Teaching With Documents: Observing Constitution Day
Primary-source-based lesson plans, a Constitution Workshop, webinars, and more for observing Constitution Day. From the National Archives.
Constitution Lesson Plans
The Constitution: Drafting a More Perfect Union (M,O)
In this unit from the Library of Congress, students will analyze an unidentified historical document from the Federal Convention of 1787 in Philadelphia and draw conclusions about what this document was for, who created it, and why.
The U.S. Constitution: Continuity and Change in the Governing of the United States (M,O)

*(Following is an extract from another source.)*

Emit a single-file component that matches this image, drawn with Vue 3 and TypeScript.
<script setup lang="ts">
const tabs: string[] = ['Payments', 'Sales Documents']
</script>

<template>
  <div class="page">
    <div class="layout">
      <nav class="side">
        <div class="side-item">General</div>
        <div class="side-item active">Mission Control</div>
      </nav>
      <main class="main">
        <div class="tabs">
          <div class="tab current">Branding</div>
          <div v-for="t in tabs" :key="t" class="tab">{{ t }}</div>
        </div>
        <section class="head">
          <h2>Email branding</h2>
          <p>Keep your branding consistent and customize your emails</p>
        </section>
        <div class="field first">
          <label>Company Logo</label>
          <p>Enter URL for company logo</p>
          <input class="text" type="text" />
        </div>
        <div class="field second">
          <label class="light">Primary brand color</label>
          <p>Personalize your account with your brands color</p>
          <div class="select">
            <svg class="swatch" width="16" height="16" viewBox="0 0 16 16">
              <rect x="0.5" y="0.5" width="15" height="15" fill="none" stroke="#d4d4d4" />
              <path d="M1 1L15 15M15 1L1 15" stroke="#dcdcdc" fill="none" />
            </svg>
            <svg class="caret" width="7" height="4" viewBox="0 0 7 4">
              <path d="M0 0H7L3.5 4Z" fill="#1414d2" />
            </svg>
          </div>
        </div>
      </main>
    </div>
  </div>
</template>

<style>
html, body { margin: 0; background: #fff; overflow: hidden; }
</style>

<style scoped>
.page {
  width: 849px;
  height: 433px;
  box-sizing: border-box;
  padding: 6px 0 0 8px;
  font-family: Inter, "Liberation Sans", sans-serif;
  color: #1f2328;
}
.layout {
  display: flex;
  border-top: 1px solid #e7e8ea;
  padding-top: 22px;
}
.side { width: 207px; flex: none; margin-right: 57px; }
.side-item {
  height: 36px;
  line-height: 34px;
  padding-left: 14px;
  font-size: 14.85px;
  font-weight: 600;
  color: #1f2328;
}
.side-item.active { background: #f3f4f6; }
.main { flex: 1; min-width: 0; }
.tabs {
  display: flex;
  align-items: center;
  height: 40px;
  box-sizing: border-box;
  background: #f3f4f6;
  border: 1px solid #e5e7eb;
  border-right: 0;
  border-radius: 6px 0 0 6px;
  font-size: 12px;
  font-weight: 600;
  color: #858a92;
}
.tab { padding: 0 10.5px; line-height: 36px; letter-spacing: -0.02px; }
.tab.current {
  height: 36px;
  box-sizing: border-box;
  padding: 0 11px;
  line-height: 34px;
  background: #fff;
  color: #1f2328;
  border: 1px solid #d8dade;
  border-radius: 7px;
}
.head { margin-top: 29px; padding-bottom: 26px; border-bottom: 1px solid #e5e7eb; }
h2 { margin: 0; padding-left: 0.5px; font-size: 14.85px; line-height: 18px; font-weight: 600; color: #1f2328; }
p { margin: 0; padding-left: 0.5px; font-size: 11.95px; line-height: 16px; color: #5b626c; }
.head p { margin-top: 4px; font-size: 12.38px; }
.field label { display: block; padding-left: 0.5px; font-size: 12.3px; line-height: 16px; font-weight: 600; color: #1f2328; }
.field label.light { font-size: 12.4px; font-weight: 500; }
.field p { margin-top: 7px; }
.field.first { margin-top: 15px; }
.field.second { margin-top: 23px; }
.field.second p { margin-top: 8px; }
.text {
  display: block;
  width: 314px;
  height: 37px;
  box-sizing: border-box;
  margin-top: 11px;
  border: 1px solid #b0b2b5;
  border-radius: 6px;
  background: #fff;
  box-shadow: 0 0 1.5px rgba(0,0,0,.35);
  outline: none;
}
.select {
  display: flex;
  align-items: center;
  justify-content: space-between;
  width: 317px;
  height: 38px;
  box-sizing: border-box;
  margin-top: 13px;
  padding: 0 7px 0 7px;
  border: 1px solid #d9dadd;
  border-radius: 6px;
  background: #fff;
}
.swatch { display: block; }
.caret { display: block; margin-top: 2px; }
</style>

This unit from the Library of Congress includes four lessons using primary sources to examine continuity and change in the governing of the United States. Lessons one and two are focused on a study of the Constitution and Bill of Rights and provide access to primary source documents from the Library of Congress. Lesson three investigates important issues which confronted the first Congress and has students examine current congressional debate over similar issues. Lesson four features broadsides from the Continental Congress calling for special days of thanksgiving and remembrance.

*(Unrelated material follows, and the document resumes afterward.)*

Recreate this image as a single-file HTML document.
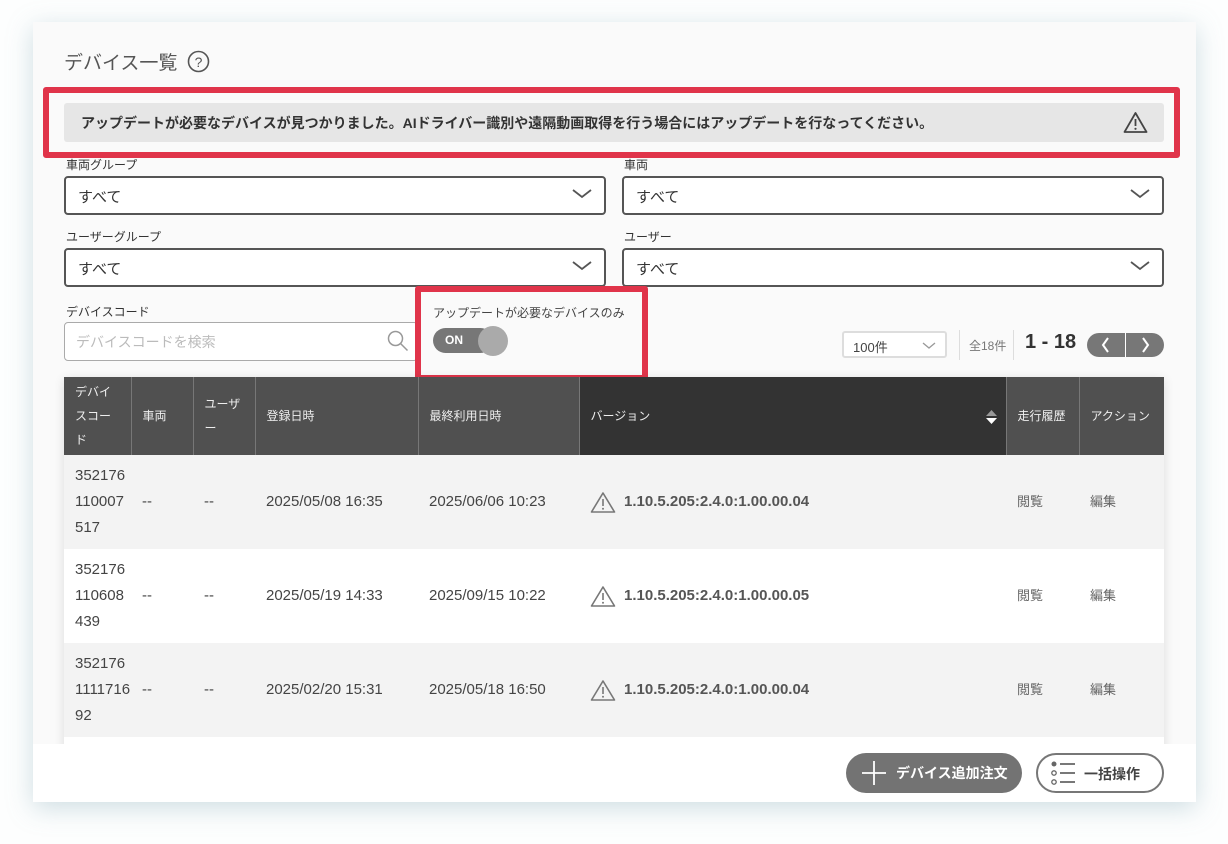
<!DOCTYPE html>
<html><head><meta charset="utf-8"><style>
*{box-sizing:border-box;margin:0;padding:0}
body{width:1228px;height:844px;background:#fdfefe;font-family:"Liberation Sans","Noto Sans CJK JP",sans-serif;position:relative;overflow:hidden;color:#333}
.abs{position:absolute}
.card{left:33px;top:22px;width:1163px;height:780px;background:#fafafa;box-shadow:0 6px 24px rgba(120,160,175,.35);overflow:hidden}
.lbl{font-size:12px;color:#333}
.sel{border:2px solid #555;border-radius:4px;background:#fff;height:39px;font-size:15px;padding:8px 12px;color:#333}
.chev{position:absolute;right:12px;top:10px}
table{border-collapse:collapse;font-size:14px;table-layout:fixed}
th{background:#505050;color:#eee;font-weight:normal;font-size:12px;text-align:left;padding:0 11px;border-right:1px solid #777;height:78px;line-height:24px}
td{padding:0 11px;height:94px;color:#444;line-height:26px;font-size:15px}
tr.g td{background:#f3f3f3}
tr.w td{background:#fff}
.ver{font-weight:bold;font-size:15px;color:#555;display:flex;align-items:center;gap:8px}
.lnk{color:#666;font-size:13px}
</style></head><body>
<div class="abs card"></div>
<div class="abs" style="left:64px;top:48px;font-size:19px;color:#555">デバイス一覧</div>
<svg class="abs" style="left:187px;top:50px" width="23" height="23" viewBox="0 0 23 23"><circle cx="11.5" cy="11.5" r="10" fill="none" stroke="#555" stroke-width="1.6"/><text x="11.5" y="17" text-anchor="middle" font-size="14" fill="#555" font-family="Liberation Sans">?</text></svg>

<div class="abs" style="left:64px;top:103px;width:1100px;height:39px;background:#e6e6e6;border-radius:3px;font-size:14px;font-weight:bold;padding:10px 17px;color:#333;white-space:nowrap">アップデートが必要なデバイスが見つかりました。AIドライバー識別や遠隔動画取得を行う場合にはアップデートを行なってください。</div>
<svg class="abs" style="left:1123px;top:111px" width="25" height="23" viewBox="0 0 25 23"><path d="M12.5 2 L23.5 21 H1.5 Z" fill="none" stroke="#444" stroke-width="1.8" stroke-linejoin="round"/><path d="M12.5 8v7" stroke="#444" stroke-width="1.8"/><circle cx="12.5" cy="17.8" r="1.1" fill="#444"/></svg>
<div class="abs" style="left:43px;top:87px;width:1137px;height:71px;border:6px solid #e0344a;border-radius:3px"></div>

<div class="abs lbl" style="left:66px;top:156px">車両グループ</div>
<div class="abs sel" style="left:64px;top:176px;width:542px">すべて<svg class="chev" width="20" height="12" viewBox="0 0 20 12"><path d="M1 2l9 7 9-7" fill="none" stroke="#555" stroke-width="1.8"/></svg></div>
<div class="abs lbl" style="left:624px;top:156px">車両</div>
<div class="abs sel" style="left:622px;top:176px;width:542px">すべて<svg class="chev" width="20" height="12" viewBox="0 0 20 12"><path d="M1 2l9 7 9-7" fill="none" stroke="#555" stroke-width="1.8"/></svg></div>
<div class="abs lbl" style="left:66px;top:228px">ユーザーグループ</div>
<div class="abs sel" style="left:64px;top:248px;width:542px">すべて<svg class="chev" width="20" height="12" viewBox="0 0 20 12"><path d="M1 2l9 7 9-7" fill="none" stroke="#555" stroke-width="1.8"/></svg></div>
<div class="abs lbl" style="left:624px;top:228px">ユーザー</div>
<div class="abs sel" style="left:622px;top:248px;width:542px">すべて<svg class="chev" width="20" height="12" viewBox="0 0 20 12"><path d="M1 2l9 7 9-7" fill="none" stroke="#555" stroke-width="1.8"/></svg></div>

<div class="abs lbl" style="left:66px;top:303px">デバイスコード</div>
<div class="abs" style="left:64px;top:322px;width:354px;height:39px;border:1.5px solid #aaa;border-radius:4px;background:#fff;font-size:14px;color:#bbb;padding:9px 11px">デバイスコードを検索</div>
<svg class="abs" style="left:386px;top:329px" width="24" height="24" viewBox="0 0 24 24"><circle cx="9.5" cy="9.5" r="7" fill="none" stroke="#999" stroke-width="1.5"/><path d="M14.5 14.5l7 7" stroke="#999" stroke-width="1.5"/></svg>

<div class="abs" style="left:415px;top:286px;width:233px;height:95px;border:6px solid #e0344a;border-radius:3px;background:#fafafa"></div>
<div class="abs" style="left:433px;top:304px;font-size:12px;color:#444">アップデートが必要なデバイスのみ</div>
<div class="abs" style="left:433px;top:328px;width:60px;height:25px;border-radius:13px;background:#777;color:#fff;font-size:12px;font-weight:bold;padding:5px 0 0 12px">ON</div>
<div class="abs" style="left:478px;top:326px;width:30px;height:30px;border-radius:50%;background:#aaa"></div>

<div class="abs" style="left:842px;top:331px;width:105px;height:27px;border:2px solid #ddd;border-radius:3px;background:#fff;font-size:13px;color:#444;padding:4px 9px">100件<svg style="position:absolute;right:9px;top:9px" width="14" height="8" viewBox="0 0 14 8"><path d="M1 1l6 5 6-5" fill="none" stroke="#999" stroke-width="1.3"/></svg></div>
<div class="abs" style="left:959px;top:330px;width:1px;height:30px;background:#ddd"></div>
<div class="abs" style="left:969px;top:337px;font-size:12px;color:#777">全18件</div>
<div class="abs" style="left:1013px;top:330px;width:1px;height:30px;background:#ddd"></div>
<div class="abs" style="left:1025px;top:331px;font-size:20px;font-weight:bold;color:#333">1 - 18</div>
<div class="abs" style="left:1087px;top:333px;width:77px;height:24px;border-radius:12px;background:#777"></div>
<div class="abs" style="left:1125px;top:333px;width:1px;height:24px;background:#fff"></div>
<svg class="abs" style="left:1100px;top:337px" width="12" height="16" viewBox="0 0 12 16"><path d="M8 1L3 8l5 7" fill="none" stroke="#fff" stroke-width="2"/></svg>
<svg class="abs" style="left:1139px;top:337px" width="12" height="16" viewBox="0 0 12 16"><path d="M4 1l5 7-5 7" fill="none" stroke="#fff" stroke-width="2"/></svg>

<div class="abs" style="left:64px;top:377px;width:1100px;height:380px;box-shadow:0 2px 10px rgba(0,0,0,.12);overflow:hidden">
<table style="width:1100px">
<colgroup><col style="width:67px"><col style="width:62px"><col style="width:62px"><col style="width:163px"><col style="width:161px"><col style="width:427px"><col style="width:73px"><col style="width:85px"></colgroup>
<tr><th>デバイ<br>スコー<br>ド</th><th>車両</th><th>ユーザ<br>ー</th><th>登録日時</th><th>最終利用日時</th><th style="background:#333;position:relative">バージョン<svg style="position:absolute;right:9px;top:33px" width="11" height="14" viewBox="0 0 11 14"><path d="M5.5 0L11 6H0Z" fill="#999"/><path d="M0 8h11L5.5 14Z" fill="#fff"/></svg></th><th>走行履歴</th><th style="border-right:none">アクション</th></tr>
<tr class="g"><td>352176<br>110007<br>517</td><td>--</td><td>--</td><td>2025/05/08 16:35</td><td>2025/06/06 10:23</td><td><div class="ver"><svg width="26" height="23" viewBox="0 0 26 23"><path d="M13 2L24.5 21h-23Z" fill="none" stroke="#777" stroke-width="1.6" stroke-linejoin="round"/><path d="M13 8v7" stroke="#777" stroke-width="1.6"/><circle cx="13" cy="17.8" r="1" fill="#777"/></svg>1.10.5.205:2.4.0:1.00.00.04</div></td><td class="lnk">閲覧</td><td class="lnk">編集</td></tr>
<tr class="w"><td>352176<br>110608<br>439</td><td>--</td><td>--</td><td>2025/05/19 14:33</td><td>2025/09/15 10:22</td><td><div class="ver"><svg width="26" height="23" viewBox="0 0 26 23"><path d="M13 2L24.5 21h-23Z" fill="none" stroke="#777" stroke-width="1.6" stroke-linejoin="round"/><path d="M13 8v7" stroke="#777" stroke-width="1.6"/><circle cx="13" cy="17.8" r="1" fill="#777"/></svg>1.10.5.205:2.4.0:1.00.00.05</div></td><td class="lnk">閲覧</td><td class="lnk">編集</td></tr>
<tr class="g"><td>352176<br>1111716<br>92</td><td>--</td><td>--</td><td>2025/02/20 15:31</td><td>2025/05/18 16:50</td><td><div class="ver"><svg width="26" height="23" viewBox="0 0 26 23"><path d="M13 2L24.5 21h-23Z" fill="none" stroke="#777" stroke-width="1.6" stroke-linejoin="round"/><path d="M13 8v7" stroke="#777" stroke-width="1.6"/><circle cx="13" cy="17.8" r="1" fill="#777"/></svg>1.10.5.205:2.4.0:1.00.00.04</div></td><td class="lnk">閲覧</td><td class="lnk">編集</td></tr>
<tr class="w"><td>&nbsp;</td><td></td><td></td><td></td><td></td><td></td><td></td><td></td></tr>
</table></div>

<div class="abs" style="left:33px;top:744px;width:1163px;height:58px;background:#fff"></div>
<div class="abs" style="left:846px;top:753px;width:176px;height:40px;border-radius:20px;background:#737373;color:#fff;font-size:14px;font-weight:bold;padding:10px 0 0 50px">デバイス追加注文</div>
<svg class="abs" style="left:861px;top:760px" width="26" height="26" viewBox="0 0 26 26"><path d="M13 1v24M1 13h24" stroke="#fff" stroke-width="1.8"/></svg>
<div class="abs" style="left:1036px;top:753px;width:128px;height:40px;border-radius:20px;border:2px solid #777;background:#fff;color:#444;font-size:14px;font-weight:bold;padding:9px 0 0 46px">一括操作</div>
<svg class="abs" style="left:1050px;top:761px" width="28" height="24" viewBox="0 0 28 24"><circle cx="4" cy="3" r="2.5" fill="#666"/><circle cx="4" cy="12" r="2.2" fill="none" stroke="#666" stroke-width="1.3"/><circle cx="4" cy="21" r="2.2" fill="none" stroke="#666" stroke-width="1.3"/><path d="M10 3h15M10 12h15M10 21h15" stroke="#666" stroke-width="1.8"/></svg>
</body></html>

General US Constitution Resources
National Constitution Center
The National Constitution Center provides information and resources to educators and citizens to celebrate Constitution Day. It has a large collection of lesson plans, interactives, videos, crafts, activities, and more.

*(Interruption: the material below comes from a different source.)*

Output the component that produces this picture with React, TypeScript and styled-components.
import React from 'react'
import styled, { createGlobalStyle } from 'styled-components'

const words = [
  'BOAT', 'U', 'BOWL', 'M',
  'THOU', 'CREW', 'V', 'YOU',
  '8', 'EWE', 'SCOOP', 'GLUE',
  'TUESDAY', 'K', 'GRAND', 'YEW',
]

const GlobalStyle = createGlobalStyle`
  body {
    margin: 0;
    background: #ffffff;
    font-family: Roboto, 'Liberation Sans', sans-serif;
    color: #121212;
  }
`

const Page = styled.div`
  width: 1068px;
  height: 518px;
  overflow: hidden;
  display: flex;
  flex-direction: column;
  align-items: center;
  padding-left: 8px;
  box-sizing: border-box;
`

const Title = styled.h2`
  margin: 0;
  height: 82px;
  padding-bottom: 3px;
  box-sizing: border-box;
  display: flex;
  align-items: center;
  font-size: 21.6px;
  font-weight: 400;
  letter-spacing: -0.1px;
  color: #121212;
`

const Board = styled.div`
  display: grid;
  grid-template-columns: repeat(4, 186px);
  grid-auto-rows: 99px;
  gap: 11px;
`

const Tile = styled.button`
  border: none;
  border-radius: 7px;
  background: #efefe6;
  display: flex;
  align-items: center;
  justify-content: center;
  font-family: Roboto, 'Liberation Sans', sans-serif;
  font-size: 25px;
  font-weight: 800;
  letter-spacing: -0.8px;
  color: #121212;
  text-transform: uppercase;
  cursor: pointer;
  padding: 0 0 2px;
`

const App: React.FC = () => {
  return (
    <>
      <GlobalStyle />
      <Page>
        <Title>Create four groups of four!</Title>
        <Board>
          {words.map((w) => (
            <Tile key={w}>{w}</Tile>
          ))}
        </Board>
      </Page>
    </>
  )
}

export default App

Similarities and Differences Between the Iroquois Confederacy and the US Constitution (M,O,T)
This History Channel resource explains the influence of the forms of governing used by Native American Nations, in particular the Iroquois Confederacy.
Charters of Freedom
The Declaration of Independence, the Constitution, and the Bill of Rights are collectively known as the Charters of Freedom. You can find scans and the full text of the original documents on the National Archives website.